▶ **What is asked**:
Locate every line in the material below that has the word "React". Copy each of those lines.

▶ **Data excerpts**:
==*==

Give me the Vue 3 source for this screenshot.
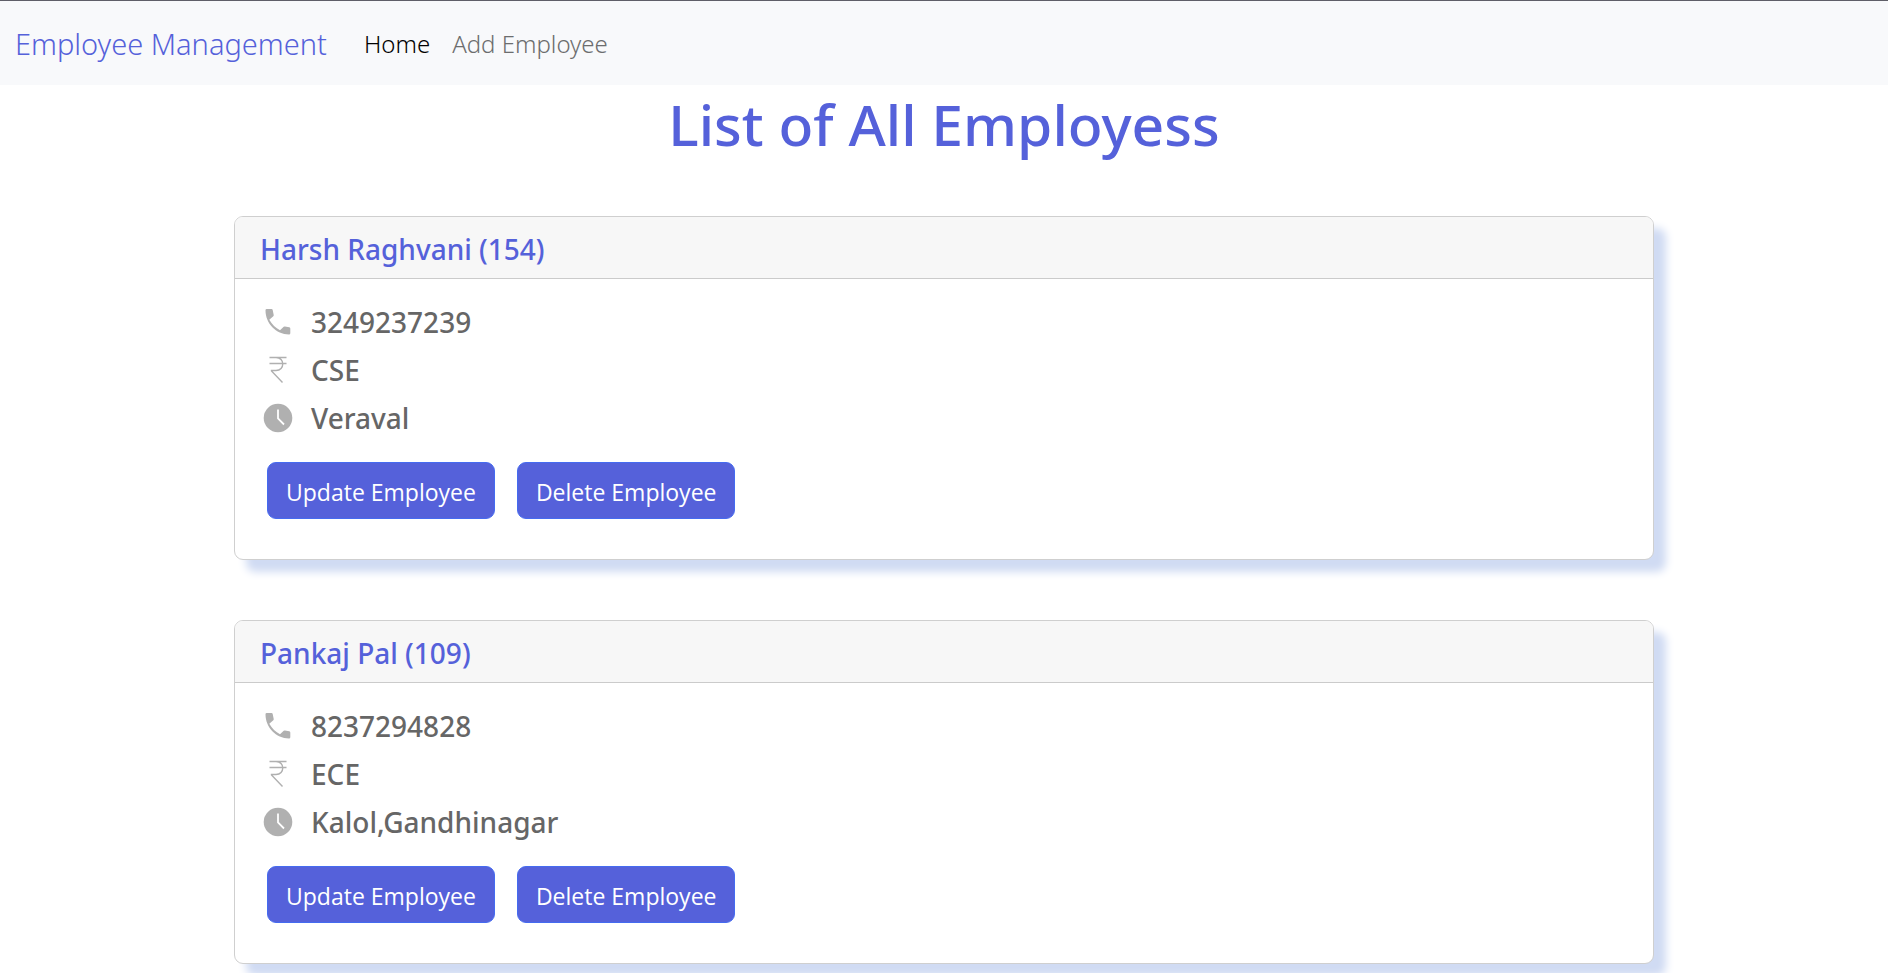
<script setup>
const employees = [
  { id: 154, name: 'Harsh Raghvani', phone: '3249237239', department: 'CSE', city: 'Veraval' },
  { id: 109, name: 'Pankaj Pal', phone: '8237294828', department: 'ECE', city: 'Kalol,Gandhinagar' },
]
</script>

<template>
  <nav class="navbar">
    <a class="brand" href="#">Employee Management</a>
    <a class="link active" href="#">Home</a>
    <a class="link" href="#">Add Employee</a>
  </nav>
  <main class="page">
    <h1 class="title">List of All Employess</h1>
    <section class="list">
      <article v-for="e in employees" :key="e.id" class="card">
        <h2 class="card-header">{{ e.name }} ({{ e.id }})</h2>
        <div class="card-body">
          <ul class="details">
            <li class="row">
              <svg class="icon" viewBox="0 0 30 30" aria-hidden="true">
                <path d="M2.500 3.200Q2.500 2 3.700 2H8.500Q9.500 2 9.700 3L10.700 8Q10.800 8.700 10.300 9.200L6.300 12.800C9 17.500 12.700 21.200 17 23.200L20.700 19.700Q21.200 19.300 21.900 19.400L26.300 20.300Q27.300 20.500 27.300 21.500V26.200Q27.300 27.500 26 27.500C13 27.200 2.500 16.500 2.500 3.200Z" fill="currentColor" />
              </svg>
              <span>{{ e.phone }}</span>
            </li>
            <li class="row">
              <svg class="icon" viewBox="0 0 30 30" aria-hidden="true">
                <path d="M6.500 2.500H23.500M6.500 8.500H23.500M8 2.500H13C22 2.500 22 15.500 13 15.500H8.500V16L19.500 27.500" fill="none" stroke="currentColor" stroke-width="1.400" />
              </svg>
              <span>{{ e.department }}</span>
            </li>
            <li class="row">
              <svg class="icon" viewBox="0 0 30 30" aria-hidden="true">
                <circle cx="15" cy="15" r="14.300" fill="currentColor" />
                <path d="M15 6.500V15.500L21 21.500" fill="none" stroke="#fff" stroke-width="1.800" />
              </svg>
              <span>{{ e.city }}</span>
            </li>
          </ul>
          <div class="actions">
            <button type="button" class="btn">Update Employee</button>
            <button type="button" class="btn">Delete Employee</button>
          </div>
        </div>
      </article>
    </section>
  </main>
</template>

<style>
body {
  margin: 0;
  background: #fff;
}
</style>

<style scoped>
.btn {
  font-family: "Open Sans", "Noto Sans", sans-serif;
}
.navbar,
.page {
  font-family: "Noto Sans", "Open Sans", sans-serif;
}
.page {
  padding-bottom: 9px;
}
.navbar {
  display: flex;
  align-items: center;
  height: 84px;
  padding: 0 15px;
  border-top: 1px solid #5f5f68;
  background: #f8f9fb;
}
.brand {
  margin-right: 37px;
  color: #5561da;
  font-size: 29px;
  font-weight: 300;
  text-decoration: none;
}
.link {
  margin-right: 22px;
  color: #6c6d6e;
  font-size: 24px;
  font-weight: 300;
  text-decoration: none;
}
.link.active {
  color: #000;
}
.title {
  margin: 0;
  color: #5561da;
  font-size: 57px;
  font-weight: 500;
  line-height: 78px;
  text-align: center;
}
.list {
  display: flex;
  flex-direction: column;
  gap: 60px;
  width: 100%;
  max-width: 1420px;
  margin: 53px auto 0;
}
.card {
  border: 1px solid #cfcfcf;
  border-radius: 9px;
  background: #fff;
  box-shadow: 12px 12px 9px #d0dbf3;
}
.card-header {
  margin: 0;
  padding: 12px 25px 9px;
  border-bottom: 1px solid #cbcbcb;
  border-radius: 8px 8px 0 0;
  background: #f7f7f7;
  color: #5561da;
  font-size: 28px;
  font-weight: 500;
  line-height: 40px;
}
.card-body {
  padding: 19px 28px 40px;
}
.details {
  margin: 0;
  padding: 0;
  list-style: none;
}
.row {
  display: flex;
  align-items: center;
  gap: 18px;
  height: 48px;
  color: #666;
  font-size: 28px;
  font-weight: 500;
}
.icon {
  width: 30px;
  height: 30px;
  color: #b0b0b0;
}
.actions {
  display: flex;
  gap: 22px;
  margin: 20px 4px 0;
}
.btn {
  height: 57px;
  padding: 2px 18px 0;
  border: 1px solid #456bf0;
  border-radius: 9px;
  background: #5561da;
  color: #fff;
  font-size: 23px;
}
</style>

==*==

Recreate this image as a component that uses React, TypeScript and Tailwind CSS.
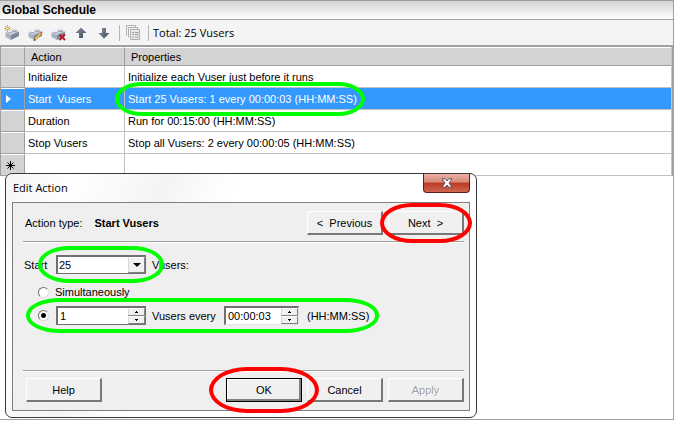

==*==

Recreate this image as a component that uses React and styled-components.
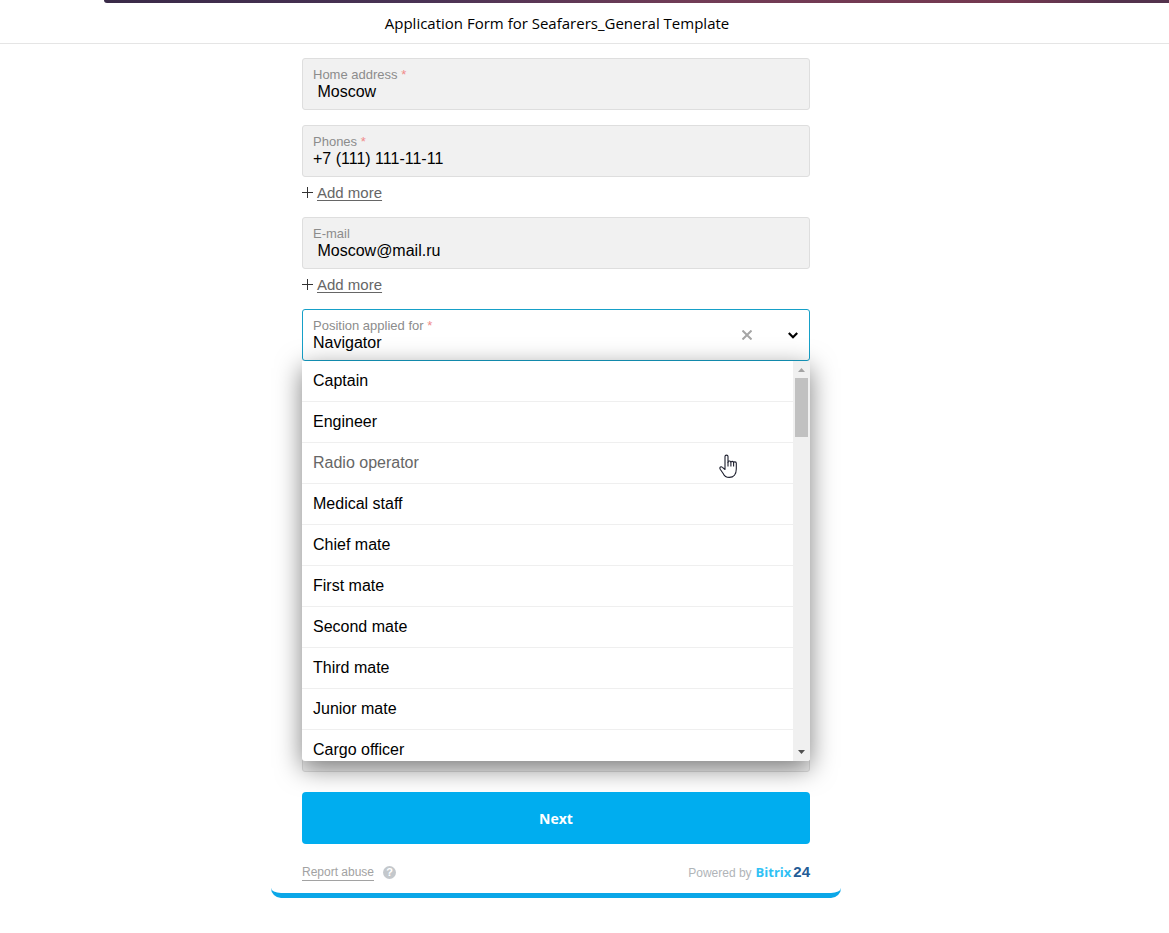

==*==

▶ **Result**:
Recreate this image as a component that uses React, TypeScript and Tailwind CSS.
Recreate this image as a component that uses React and styled-components.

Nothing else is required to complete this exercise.